__Task statement__:
Identify, in the records below, every line where the string "this" appears, and copy each such line.

__Dataset records__:
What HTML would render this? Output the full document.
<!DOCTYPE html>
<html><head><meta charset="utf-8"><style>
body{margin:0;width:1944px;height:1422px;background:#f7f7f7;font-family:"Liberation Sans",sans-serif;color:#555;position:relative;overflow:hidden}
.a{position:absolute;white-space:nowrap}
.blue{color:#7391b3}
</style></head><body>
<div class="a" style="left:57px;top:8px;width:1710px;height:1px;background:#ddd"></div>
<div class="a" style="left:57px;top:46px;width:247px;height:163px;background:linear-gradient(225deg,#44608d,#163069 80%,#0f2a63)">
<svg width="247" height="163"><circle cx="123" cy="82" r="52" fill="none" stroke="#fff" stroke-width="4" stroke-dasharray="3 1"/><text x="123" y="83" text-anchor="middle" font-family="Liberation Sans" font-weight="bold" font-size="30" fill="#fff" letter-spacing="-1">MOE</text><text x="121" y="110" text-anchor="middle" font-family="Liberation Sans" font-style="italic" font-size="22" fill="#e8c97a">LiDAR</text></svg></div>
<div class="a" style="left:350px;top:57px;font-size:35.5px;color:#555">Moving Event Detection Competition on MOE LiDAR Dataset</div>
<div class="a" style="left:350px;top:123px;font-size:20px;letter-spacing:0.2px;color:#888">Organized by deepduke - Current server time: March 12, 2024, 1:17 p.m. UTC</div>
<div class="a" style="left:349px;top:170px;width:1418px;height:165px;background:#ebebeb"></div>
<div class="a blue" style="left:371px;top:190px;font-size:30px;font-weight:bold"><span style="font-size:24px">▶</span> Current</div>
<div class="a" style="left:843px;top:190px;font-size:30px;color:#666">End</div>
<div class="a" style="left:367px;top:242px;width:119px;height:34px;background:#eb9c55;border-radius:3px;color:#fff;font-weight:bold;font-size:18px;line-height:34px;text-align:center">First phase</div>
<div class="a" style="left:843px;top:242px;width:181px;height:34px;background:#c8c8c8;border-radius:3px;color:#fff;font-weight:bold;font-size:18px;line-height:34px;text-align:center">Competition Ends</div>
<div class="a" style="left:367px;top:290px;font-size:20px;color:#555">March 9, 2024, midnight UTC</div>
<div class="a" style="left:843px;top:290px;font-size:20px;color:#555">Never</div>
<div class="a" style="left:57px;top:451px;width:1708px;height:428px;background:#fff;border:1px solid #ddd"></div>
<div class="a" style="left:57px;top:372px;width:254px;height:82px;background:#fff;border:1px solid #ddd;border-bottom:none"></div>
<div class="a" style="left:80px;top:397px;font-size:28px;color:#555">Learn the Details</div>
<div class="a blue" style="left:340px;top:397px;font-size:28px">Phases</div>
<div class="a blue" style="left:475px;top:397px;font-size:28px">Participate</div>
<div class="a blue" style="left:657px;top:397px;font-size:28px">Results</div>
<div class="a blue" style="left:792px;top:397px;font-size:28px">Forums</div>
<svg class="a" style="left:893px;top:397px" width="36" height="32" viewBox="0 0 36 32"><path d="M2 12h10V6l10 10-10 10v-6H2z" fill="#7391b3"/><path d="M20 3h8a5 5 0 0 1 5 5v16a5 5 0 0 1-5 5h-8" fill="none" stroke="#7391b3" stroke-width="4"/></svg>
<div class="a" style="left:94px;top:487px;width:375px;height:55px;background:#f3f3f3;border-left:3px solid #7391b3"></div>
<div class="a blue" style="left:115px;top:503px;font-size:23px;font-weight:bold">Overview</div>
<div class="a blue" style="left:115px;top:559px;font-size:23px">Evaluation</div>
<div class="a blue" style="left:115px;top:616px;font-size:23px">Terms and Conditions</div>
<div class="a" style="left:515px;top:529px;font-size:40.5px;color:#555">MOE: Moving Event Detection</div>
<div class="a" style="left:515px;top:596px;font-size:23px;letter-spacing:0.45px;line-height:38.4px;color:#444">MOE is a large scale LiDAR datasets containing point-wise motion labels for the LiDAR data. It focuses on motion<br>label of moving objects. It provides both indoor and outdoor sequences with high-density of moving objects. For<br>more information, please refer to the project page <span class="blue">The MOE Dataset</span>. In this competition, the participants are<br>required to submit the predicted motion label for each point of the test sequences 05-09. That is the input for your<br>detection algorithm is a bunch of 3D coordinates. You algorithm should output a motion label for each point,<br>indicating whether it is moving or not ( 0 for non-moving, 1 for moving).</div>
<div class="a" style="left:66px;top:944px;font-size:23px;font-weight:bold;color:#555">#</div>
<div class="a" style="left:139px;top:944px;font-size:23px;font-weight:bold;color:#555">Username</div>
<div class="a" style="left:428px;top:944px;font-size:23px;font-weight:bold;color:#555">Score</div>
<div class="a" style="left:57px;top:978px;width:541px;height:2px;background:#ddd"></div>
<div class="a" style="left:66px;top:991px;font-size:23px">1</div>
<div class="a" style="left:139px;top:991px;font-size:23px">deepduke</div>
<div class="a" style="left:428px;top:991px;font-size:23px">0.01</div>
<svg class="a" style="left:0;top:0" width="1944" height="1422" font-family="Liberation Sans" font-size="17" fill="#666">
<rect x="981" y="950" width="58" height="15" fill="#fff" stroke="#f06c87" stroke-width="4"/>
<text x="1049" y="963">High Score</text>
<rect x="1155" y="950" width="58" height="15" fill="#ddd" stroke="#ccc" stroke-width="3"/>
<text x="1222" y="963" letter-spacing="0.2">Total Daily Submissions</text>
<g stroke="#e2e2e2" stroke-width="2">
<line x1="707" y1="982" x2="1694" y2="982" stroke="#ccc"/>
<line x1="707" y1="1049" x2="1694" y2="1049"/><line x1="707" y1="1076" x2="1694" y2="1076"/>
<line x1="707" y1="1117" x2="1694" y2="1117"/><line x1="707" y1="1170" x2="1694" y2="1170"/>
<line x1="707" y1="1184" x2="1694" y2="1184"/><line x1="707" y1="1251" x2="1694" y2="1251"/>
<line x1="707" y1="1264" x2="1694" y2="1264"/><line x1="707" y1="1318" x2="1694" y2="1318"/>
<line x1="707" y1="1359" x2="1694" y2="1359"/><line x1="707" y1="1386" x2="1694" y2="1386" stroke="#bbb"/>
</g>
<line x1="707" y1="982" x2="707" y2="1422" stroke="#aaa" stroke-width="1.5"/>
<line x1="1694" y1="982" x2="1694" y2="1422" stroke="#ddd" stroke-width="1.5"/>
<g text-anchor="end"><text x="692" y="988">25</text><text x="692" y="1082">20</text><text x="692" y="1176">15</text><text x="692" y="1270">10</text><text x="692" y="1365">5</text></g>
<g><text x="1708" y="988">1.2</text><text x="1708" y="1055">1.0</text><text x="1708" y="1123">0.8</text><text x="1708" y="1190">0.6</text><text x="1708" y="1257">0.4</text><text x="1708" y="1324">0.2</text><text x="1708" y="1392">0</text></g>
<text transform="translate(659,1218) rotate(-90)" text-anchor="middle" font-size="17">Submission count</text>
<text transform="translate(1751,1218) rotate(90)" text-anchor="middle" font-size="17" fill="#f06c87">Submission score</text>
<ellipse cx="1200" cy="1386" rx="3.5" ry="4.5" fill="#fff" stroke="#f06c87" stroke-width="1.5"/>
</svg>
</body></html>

--

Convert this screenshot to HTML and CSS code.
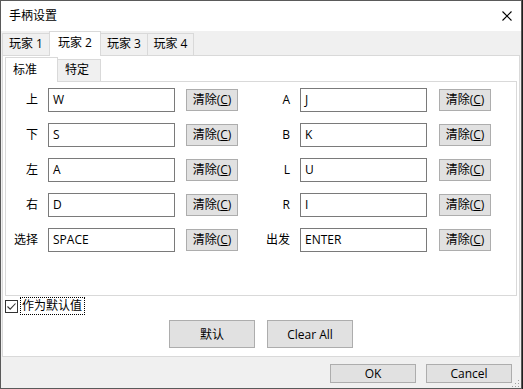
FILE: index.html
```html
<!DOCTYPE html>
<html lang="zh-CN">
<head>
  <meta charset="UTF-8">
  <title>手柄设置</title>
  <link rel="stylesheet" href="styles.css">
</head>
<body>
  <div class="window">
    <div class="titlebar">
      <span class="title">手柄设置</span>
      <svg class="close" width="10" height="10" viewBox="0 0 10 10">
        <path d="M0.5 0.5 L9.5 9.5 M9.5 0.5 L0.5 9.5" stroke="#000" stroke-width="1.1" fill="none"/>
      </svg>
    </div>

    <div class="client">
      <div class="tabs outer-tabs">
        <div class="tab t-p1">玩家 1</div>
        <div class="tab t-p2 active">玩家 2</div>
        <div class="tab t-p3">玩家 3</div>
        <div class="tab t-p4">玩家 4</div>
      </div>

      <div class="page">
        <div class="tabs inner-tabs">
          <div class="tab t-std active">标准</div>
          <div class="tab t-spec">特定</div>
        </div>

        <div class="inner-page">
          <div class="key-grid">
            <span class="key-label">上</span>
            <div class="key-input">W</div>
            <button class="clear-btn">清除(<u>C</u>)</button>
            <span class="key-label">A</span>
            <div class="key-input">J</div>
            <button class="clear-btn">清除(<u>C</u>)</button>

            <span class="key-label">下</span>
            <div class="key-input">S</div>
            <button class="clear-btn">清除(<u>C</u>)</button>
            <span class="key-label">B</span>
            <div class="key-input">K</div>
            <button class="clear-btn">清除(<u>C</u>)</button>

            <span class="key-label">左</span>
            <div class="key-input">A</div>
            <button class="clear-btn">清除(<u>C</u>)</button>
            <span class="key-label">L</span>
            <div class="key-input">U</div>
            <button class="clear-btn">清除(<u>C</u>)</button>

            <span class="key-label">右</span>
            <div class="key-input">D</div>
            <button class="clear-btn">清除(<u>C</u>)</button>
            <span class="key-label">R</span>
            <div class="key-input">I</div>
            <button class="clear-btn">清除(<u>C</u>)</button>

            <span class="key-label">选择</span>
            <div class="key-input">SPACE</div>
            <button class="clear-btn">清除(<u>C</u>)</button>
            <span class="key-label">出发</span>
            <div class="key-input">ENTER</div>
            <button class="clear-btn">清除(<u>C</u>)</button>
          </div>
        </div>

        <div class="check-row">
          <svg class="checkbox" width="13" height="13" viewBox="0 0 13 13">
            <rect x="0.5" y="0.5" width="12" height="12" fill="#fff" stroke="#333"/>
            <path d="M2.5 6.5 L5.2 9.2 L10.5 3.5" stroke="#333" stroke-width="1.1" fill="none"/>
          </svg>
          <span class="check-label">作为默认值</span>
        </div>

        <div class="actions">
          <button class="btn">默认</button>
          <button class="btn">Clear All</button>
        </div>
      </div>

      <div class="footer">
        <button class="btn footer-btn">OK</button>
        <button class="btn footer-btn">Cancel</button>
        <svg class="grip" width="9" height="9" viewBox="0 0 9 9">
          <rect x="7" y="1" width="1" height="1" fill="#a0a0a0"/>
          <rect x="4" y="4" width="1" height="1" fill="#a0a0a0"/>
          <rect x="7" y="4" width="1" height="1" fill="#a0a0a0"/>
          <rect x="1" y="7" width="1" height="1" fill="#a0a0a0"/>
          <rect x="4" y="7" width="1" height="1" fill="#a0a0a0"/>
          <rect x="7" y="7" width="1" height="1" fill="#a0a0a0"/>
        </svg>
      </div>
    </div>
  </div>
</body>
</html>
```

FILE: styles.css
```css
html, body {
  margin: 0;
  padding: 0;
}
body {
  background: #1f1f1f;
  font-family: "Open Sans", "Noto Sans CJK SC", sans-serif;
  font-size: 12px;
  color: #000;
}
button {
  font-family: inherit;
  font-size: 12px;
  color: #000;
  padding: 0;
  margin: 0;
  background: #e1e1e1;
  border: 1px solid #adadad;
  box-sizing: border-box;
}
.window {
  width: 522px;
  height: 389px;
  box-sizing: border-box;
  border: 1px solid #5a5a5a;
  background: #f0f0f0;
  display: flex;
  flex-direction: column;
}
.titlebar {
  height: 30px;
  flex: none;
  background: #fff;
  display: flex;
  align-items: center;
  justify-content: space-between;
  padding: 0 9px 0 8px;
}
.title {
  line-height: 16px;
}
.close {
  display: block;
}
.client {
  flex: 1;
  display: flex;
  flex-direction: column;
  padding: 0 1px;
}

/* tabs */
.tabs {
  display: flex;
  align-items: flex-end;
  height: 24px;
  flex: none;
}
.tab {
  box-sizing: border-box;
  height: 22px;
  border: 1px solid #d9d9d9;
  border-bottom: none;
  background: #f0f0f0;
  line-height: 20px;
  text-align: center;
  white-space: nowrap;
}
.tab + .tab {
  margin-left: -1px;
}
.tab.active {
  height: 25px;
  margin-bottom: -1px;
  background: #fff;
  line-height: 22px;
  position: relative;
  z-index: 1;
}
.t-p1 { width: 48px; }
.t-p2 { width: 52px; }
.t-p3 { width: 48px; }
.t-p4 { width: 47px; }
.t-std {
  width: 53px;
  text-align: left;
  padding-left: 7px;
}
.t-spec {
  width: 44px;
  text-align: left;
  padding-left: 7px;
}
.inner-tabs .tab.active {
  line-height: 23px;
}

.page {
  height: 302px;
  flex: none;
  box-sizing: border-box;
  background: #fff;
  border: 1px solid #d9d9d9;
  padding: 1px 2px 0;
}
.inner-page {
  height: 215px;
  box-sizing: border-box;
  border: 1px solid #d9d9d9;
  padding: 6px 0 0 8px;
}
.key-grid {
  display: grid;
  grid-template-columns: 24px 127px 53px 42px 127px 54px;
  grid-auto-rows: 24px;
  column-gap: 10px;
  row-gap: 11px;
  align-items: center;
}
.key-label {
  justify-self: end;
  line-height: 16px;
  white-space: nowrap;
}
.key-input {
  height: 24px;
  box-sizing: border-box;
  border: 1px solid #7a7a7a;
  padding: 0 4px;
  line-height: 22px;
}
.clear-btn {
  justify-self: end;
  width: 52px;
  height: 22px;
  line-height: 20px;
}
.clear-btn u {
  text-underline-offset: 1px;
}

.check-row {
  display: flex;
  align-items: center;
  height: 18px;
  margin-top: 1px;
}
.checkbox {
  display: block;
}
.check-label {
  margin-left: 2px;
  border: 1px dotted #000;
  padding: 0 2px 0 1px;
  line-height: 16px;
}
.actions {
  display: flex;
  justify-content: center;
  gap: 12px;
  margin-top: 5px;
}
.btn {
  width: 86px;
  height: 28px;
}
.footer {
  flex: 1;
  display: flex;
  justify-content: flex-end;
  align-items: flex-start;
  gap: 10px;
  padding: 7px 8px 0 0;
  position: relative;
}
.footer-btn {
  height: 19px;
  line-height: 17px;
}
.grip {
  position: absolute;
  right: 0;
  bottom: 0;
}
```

__Finished answer__:
What HTML would render this? Output the full document.
<div class="a" style="left:515px;top:596px;font-size:23px;letter-spacing:0.45px;line-height:38.4px;color:#444">MOE is a large scale LiDAR datasets containing point-wise motion labels for the LiDAR data. It focuses on motion<br>label of moving objects. It provides both indoor and outdoor sequences with high-density of moving objects. For<br>more information, please refer to the project page <span class="blue">The MOE Dataset</span>. In this competition, the participants are<br>required to submit the predicted motion label for each point of the test sequences 05-09. That is the input for your<br>detection algorithm is a bunch of 3D coordinates. You algorithm should output a motion label for each point,<br>indicating whether it is moving or not ( 0 for non-moving, 1 for moving).</div>
Convert this screenshot to HTML and CSS code.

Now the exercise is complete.